Every line below is to be copied exactly, with the pictures left out.

[Items]
= = = = = = =

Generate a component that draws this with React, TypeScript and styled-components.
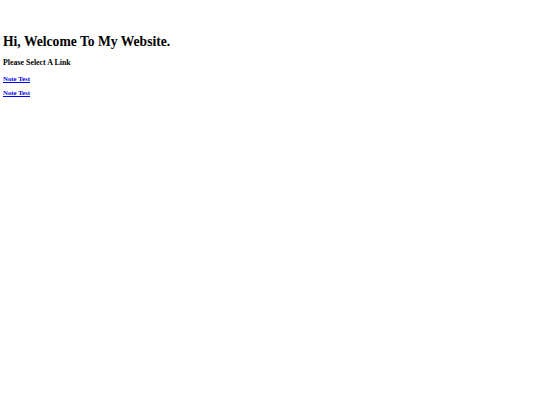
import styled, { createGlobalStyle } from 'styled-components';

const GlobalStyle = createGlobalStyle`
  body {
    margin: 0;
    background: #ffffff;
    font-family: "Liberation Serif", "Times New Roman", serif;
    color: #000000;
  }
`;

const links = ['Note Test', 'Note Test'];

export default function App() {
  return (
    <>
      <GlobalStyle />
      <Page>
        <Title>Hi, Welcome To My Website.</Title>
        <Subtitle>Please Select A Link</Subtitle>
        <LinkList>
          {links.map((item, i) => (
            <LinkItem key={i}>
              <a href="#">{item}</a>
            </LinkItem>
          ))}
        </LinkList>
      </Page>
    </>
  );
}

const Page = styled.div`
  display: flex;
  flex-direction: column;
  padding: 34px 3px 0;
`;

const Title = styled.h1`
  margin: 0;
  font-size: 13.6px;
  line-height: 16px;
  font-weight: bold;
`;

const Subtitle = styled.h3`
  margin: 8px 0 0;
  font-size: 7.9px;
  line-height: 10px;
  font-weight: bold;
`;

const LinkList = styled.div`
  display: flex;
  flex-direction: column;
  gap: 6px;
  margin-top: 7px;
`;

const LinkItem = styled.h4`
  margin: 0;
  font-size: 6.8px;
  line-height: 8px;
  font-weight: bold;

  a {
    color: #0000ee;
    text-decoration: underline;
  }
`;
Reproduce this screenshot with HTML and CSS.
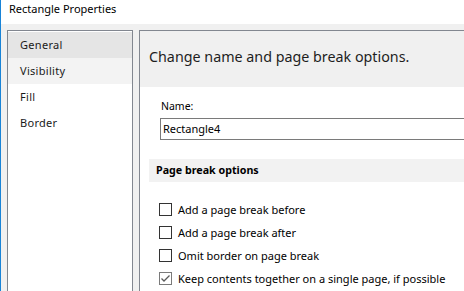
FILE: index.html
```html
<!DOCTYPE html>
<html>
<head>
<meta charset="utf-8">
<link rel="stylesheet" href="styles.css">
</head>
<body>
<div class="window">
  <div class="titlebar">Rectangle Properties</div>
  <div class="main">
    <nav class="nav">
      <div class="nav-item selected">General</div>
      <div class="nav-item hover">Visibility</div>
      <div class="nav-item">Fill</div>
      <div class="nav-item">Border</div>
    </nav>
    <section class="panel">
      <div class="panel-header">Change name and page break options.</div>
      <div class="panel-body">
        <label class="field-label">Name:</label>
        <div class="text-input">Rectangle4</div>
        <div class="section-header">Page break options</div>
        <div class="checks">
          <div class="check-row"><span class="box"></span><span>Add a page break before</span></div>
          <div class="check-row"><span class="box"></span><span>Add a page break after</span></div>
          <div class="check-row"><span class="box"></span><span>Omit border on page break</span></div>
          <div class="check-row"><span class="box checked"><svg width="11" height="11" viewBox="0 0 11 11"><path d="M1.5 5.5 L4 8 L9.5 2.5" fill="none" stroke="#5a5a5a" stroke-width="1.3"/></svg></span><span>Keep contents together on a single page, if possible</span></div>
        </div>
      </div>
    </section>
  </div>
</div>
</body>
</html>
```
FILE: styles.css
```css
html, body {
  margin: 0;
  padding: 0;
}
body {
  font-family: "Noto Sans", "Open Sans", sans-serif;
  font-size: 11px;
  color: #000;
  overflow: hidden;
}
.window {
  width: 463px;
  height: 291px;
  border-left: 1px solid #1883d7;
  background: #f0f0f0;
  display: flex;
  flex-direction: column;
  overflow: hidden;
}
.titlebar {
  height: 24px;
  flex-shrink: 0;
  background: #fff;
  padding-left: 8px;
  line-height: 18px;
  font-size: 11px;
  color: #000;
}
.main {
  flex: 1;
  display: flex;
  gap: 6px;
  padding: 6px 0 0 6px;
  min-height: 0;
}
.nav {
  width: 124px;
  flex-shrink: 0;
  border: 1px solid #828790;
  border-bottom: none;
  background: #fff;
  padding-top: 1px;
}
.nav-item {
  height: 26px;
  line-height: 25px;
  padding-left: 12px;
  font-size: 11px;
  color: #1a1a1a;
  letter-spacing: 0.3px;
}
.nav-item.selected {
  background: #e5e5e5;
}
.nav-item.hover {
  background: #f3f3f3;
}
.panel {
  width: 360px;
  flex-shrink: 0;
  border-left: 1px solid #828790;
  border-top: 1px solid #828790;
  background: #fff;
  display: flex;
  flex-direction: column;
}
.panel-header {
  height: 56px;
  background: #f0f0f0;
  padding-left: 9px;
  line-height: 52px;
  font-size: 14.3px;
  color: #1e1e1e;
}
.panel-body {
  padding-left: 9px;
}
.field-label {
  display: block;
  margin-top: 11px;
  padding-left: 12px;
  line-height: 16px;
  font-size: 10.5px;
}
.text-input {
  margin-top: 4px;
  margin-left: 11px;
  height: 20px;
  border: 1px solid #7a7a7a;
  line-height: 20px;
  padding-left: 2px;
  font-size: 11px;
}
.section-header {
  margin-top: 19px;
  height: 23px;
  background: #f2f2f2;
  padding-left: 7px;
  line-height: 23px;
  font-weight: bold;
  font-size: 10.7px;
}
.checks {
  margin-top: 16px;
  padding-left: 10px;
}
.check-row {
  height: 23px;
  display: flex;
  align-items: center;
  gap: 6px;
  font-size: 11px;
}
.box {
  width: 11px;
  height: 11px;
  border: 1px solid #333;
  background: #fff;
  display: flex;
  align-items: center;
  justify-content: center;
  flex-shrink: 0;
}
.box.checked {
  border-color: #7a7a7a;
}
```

= = = = = = =

[Result of the task]
Generate a component that draws this with React, TypeScript and styled-components.
import styled, { createGlobalStyle } from 'styled-components';

const GlobalStyle = createGlobalStyle`
  body {
    margin: 0;
    background: #ffffff;
    font-family: "Liberation Serif", "Times New Roman", serif;
    color: #000000;
  }
`;

const links = ['Note Test', 'Note Test'];

export default function App() {
  return (
    <>
      <GlobalStyle />
      <Page>
        <Title>Hi, Welcome To My Website.</Title>
        <Subtitle>Please Select A Link</Subtitle>
        <LinkList>
          {links.map((item, i) => (
            <LinkItem key={i}>
              <a href="#">{item}</a>
            </LinkItem>
          ))}
        </LinkList>
      </Page>
    </>
  );
}

const Page = styled.div`
  display: flex;
  flex-direction: column;
  padding: 34px 3px 0;
`;

const Title = styled.h1`
  margin: 0;
  font-size: 13.6px;
  line-height: 16px;
  font-weight: bold;
`;

const Subtitle = styled.h3`
  margin: 8px 0 0;
  font-size: 7.9px;
  line-height: 10px;
  font-weight: bold;
`;

const LinkList = styled.div`
  display: flex;
  flex-direction: column;
  gap: 6px;
  margin-top: 7px;
`;

const LinkItem = styled.h4`
  margin: 0;
  font-size: 6.8px;
  line-height: 8px;
  font-weight: bold;

  a {
    color: #0000ee;
    text-decoration: underline;
  }
`;
Reproduce this screenshot with HTML and CSS.
FILE: index.html
```html
<!DOCTYPE html>
<html>
<head>
<meta charset="utf-8">
<link rel="stylesheet" href="styles.css">
</head>
<body>
<div class="window">
  <div class="titlebar">Rectangle Properties</div>
  <div class="main">
    <nav class="nav">
      <div class="nav-item selected">General</div>
      <div class="nav-item hover">Visibility</div>
      <div class="nav-item">Fill</div>
      <div class="nav-item">Border</div>
    </nav>
    <section class="panel">
      <div class="panel-header">Change name and page break options.</div>
      <div class="panel-body">
        <label class="field-label">Name:</label>
        <div class="text-input">Rectangle4</div>
        <div class="section-header">Page break options</div>
        <div class="checks">
          <div class="check-row"><span class="box"></span><span>Add a page break before</span></div>
          <div class="check-row"><span class="box"></span><span>Add a page break after</span></div>
          <div class="check-row"><span class="box"></span><span>Omit border on page break</span></div>
          <div class="check-row"><span class="box checked"><svg width="11" height="11" viewBox="0 0 11 11"><path d="M1.5 5.5 L4 8 L9.5 2.5" fill="none" stroke="#5a5a5a" stroke-width="1.3"/></svg></span><span>Keep contents together on a single page, if possible</span></div>
        </div>
      </div>
    </section>
  </div>
</div>
</body>
</html>
```
FILE: styles.css
```css
html, body {
  margin: 0;
  padding: 0;
}
body {
  font-family: "Noto Sans", "Open Sans", sans-serif;
  font-size: 11px;
  color: #000;
  overflow: hidden;
}
.window {
  width: 463px;
  height: 291px;
  border-left: 1px solid #1883d7;
  background: #f0f0f0;
  display: flex;
  flex-direction: column;
  overflow: hidden;
}
.titlebar {
  height: 24px;
  flex-shrink: 0;
  background: #fff;
  padding-left: 8px;
  line-height: 18px;
  font-size: 11px;
  color: #000;
}
.main {
  flex: 1;
  display: flex;
  gap: 6px;
  padding: 6px 0 0 6px;
  min-height: 0;
}
.nav {
  width: 124px;
  flex-shrink: 0;
  border: 1px solid #828790;
  border-bottom: none;
  background: #fff;
  padding-top: 1px;
}
.nav-item {
  height: 26px;
  line-height: 25px;
  padding-left: 12px;
  font-size: 11px;
  color: #1a1a1a;
  letter-spacing: 0.3px;
}
.nav-item.selected {
  background: #e5e5e5;
}
.nav-item.hover {
  background: #f3f3f3;
}
.panel {
  width: 360px;
  flex-shrink: 0;
  border-left: 1px solid #828790;
  border-top: 1px solid #828790;
  background: #fff;
  display: flex;
  flex-direction: column;
}
.panel-header {
  height: 56px;
  background: #f0f0f0;
  padding-left: 9px;
  line-height: 52px;
  font-size: 14.3px;
  color: #1e1e1e;
}
.panel-body {
  padding-left: 9px;
}
.field-label {
  display: block;
  margin-top: 11px;
  padding-left: 12px;
  line-height: 16px;
  font-size: 10.5px;
}
.text-input {
  margin-top: 4px;
  margin-left: 11px;
  height: 20px;
  border: 1px solid #7a7a7a;
  line-height: 20px;
  padding-left: 2px;
  font-size: 11px;
}
.section-header {
  margin-top: 19px;
  height: 23px;
  background: #f2f2f2;
  padding-left: 7px;
  line-height: 23px;
  font-weight: bold;
  font-size: 10.7px;
}
.checks {
  margin-top: 16px;
  padding-left: 10px;
}
.check-row {
  height: 23px;
  display: flex;
  align-items: center;
  gap: 6px;
  font-size: 11px;
}
.box {
  width: 11px;
  height: 11px;
  border: 1px solid #333;
  background: #fff;
  display: flex;
  align-items: center;
  justify-content: center;
  flex-shrink: 0;
}
.box.checked {
  border-color: #7a7a7a;
}
```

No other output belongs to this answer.